**Do this:** Set down each line of the data below exactly as it stands, dropping the pictures.

------------------------

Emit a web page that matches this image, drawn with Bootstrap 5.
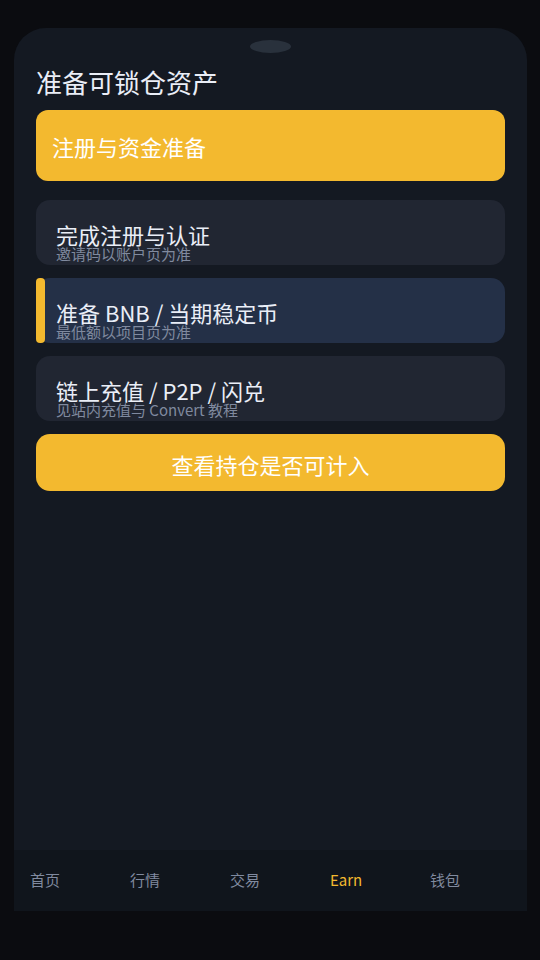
<!DOCTYPE html>
<html lang="zh-CN" data-bs-theme="dark">
<head>
<meta charset="utf-8">
<meta name="viewport" content="width=device-width, initial-scale=1">
<title>准备可锁仓资产</title>
<link href="https://cdn.jsdelivr.net/npm/bootstrap@5.3.0/dist/css/bootstrap.min.css" rel="stylesheet">
<style>
  body {
    background: #0b0c10;
    color: #eaeef7;
    font-family: "Noto Sans CJK SC", sans-serif;
    padding: 28px 13px 49px 14px;
  }
  .panel { background: #141922; border-radius: 32px 32px 0 0; }
  .speaker { width: 41px; height: 13px; border-radius: 50%; background: #29313c; }
  .content { padding: 12px 22px 24px; }
  .page-title { font-size: 26px; line-height: 32px; margin: 13px 0 12px; font-weight: 400; color: #eaeef7; }
  .banner {
    background: #f3b92f; color: #fff; border-radius: 12px;
    font-size: 22px; line-height: 32px; padding: 20px 16px 19px; margin-bottom: 19px;
  }
  .steps { display: grid; gap: 13px; margin-bottom: 13px; }
  .step { background: #212632; border-radius: 14px; padding: 23px 20px 3px; }
  .step-active { background: #243047; }
  .step-active::before {
    content: ""; position: absolute; left: 0; top: 0; bottom: 0;
    width: 9px; border-radius: 4px; background: #f3b92f;
  }
  .step-title { font-size: 22px; line-height: 22px; font-weight: 400; margin: 0 0 1px; color: #eaeef7; }
  .step-note { font-size: 15px; line-height: 16px; color: #808a9f; margin: 0; }
  .btn-check-hold {
    --bs-btn-bg: #f3b92f; --bs-btn-color: #fff; --bs-btn-border-width: 0px;
    --bs-btn-hover-bg: #e5ab22; --bs-btn-hover-color: #fff;
    --bs-btn-active-bg: #d99f18; --bs-btn-active-color: #fff;
    --bs-btn-font-size: 22px; --bs-btn-line-height: 32px;
    --bs-btn-border-radius: 14px;
    padding: 14px 16px 11px;
  }
  .tabs {
    display: grid; grid-template-columns: repeat(5, 1fr); gap: 3px;
    background: #10151c; padding: 18px 0 19px 16px;
  }
  .tabs a { font-size: 15px; line-height: 24px; color: #808a9f; }
  .tabs a.current { color: #f3b92f; }
</style>
<script src="https://cdn.jsdelivr.net/npm/bootstrap@5.3.0/dist/js/bootstrap.bundle.min.js" defer></script>
</head>
<body class="min-vh-100 d-flex flex-column">
<div class="panel flex-grow-1 d-flex flex-column">
  <main class="content flex-grow-1">
    <div class="speaker mx-auto"></div>
    <h1 class="page-title">准备可锁仓资产</h1>
    <div class="banner">注册与资金准备</div>
    <ul class="steps list-unstyled">
      <li class="step">
        <h2 class="step-title">完成注册与认证</h2>
        <p class="step-note">邀请码以账户页为准</p>
      </li>
      <li class="step step-active position-relative">
        <h2 class="step-title">准备 BNB / 当期稳定币</h2>
        <p class="step-note">最低额以项目页为准</p>
      </li>
      <li class="step">
        <h2 class="step-title">链上充值 / P2P / 闪兑</h2>
        <p class="step-note">见站内充值与 Convert 教程</p>
      </li>
    </ul>
    <button type="button" class="btn btn-check-hold w-100">查看持仓是否可计入</button>
  </main>
  <nav class="tabs" aria-label="主导航">
    <a href="#home" class="text-decoration-none">首页</a>
    <a href="#markets" class="text-decoration-none">行情</a>
    <a href="#trade" class="text-decoration-none">交易</a>
    <a href="#earn" class="text-decoration-none current" aria-current="page">Earn</a>
    <a href="#wallet" class="text-decoration-none">钱包</a>
  </nav>
</div>
</body>
</html>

------------------------

**Correct response:**
Emit a web page that matches this image, drawn with Bootstrap 5.
<!DOCTYPE html>
<html lang="zh-CN" data-bs-theme="dark">
<head>
<meta charset="utf-8">
<meta name="viewport" content="width=device-width, initial-scale=1">
<title>准备可锁仓资产</title>
<link href="https://cdn.jsdelivr.net/npm/bootstrap@5.3.0/dist/css/bootstrap.min.css" rel="stylesheet">
<style>
  body {
    background: #0b0c10;
    color: #eaeef7;
    font-family: "Noto Sans CJK SC", sans-serif;
    padding: 28px 13px 49px 14px;
  }
  .panel { background: #141922; border-radius: 32px 32px 0 0; }
  .speaker { width: 41px; height: 13px; border-radius: 50%; background: #29313c; }
  .content { padding: 12px 22px 24px; }
  .page-title { font-size: 26px; line-height: 32px; margin: 13px 0 12px; font-weight: 400; color: #eaeef7; }
  .banner {
    background: #f3b92f; color: #fff; border-radius: 12px;
    font-size: 22px; line-height: 32px; padding: 20px 16px 19px; margin-bottom: 19px;
  }
  .steps { display: grid; gap: 13px; margin-bottom: 13px; }
  .step { background: #212632; border-radius: 14px; padding: 23px 20px 3px; }
  .step-active { background: #243047; }
  .step-active::before {
    content: ""; position: absolute; left: 0; top: 0; bottom: 0;
    width: 9px; border-radius: 4px; background: #f3b92f;
  }
  .step-title { font-size: 22px; line-height: 22px; font-weight: 400; margin: 0 0 1px; color: #eaeef7; }
  .step-note { font-size: 15px; line-height: 16px; color: #808a9f; margin: 0; }
  .btn-check-hold {
    --bs-btn-bg: #f3b92f; --bs-btn-color: #fff; --bs-btn-border-width: 0px;
    --bs-btn-hover-bg: #e5ab22; --bs-btn-hover-color: #fff;
    --bs-btn-active-bg: #d99f18; --bs-btn-active-color: #fff;
    --bs-btn-font-size: 22px; --bs-btn-line-height: 32px;
    --bs-btn-border-radius: 14px;
    padding: 14px 16px 11px;
  }
  .tabs {
    display: grid; grid-template-columns: repeat(5, 1fr); gap: 3px;
    background: #10151c; padding: 18px 0 19px 16px;
  }
  .tabs a { font-size: 15px; line-height: 24px; color: #808a9f; }
  .tabs a.current { color: #f3b92f; }
</style>
<script src="https://cdn.jsdelivr.net/npm/bootstrap@5.3.0/dist/js/bootstrap.bundle.min.js" defer></script>
</head>
<body class="min-vh-100 d-flex flex-column">
<div class="panel flex-grow-1 d-flex flex-column">
  <main class="content flex-grow-1">
    <div class="speaker mx-auto"></div>
    <h1 class="page-title">准备可锁仓资产</h1>
    <div class="banner">注册与资金准备</div>
    <ul class="steps list-unstyled">
      <li class="step">
        <h2 class="step-title">完成注册与认证</h2>
        <p class="step-note">邀请码以账户页为准</p>
      </li>
      <li class="step step-active position-relative">
        <h2 class="step-title">准备 BNB / 当期稳定币</h2>
        <p class="step-note">最低额以项目页为准</p>
      </li>
      <li class="step">
        <h2 class="step-title">链上充值 / P2P / 闪兑</h2>
        <p class="step-note">见站内充值与 Convert 教程</p>
      </li>
    </ul>
    <button type="button" class="btn btn-check-hold w-100">查看持仓是否可计入</button>
  </main>
  <nav class="tabs" aria-label="主导航">
    <a href="#home" class="text-decoration-none">首页</a>
    <a href="#markets" class="text-decoration-none">行情</a>
    <a href="#trade" class="text-decoration-none">交易</a>
    <a href="#earn" class="text-decoration-none current" aria-current="page">Earn</a>
    <a href="#wallet" class="text-decoration-none">钱包</a>
  </nav>
</div>
</body>
</html>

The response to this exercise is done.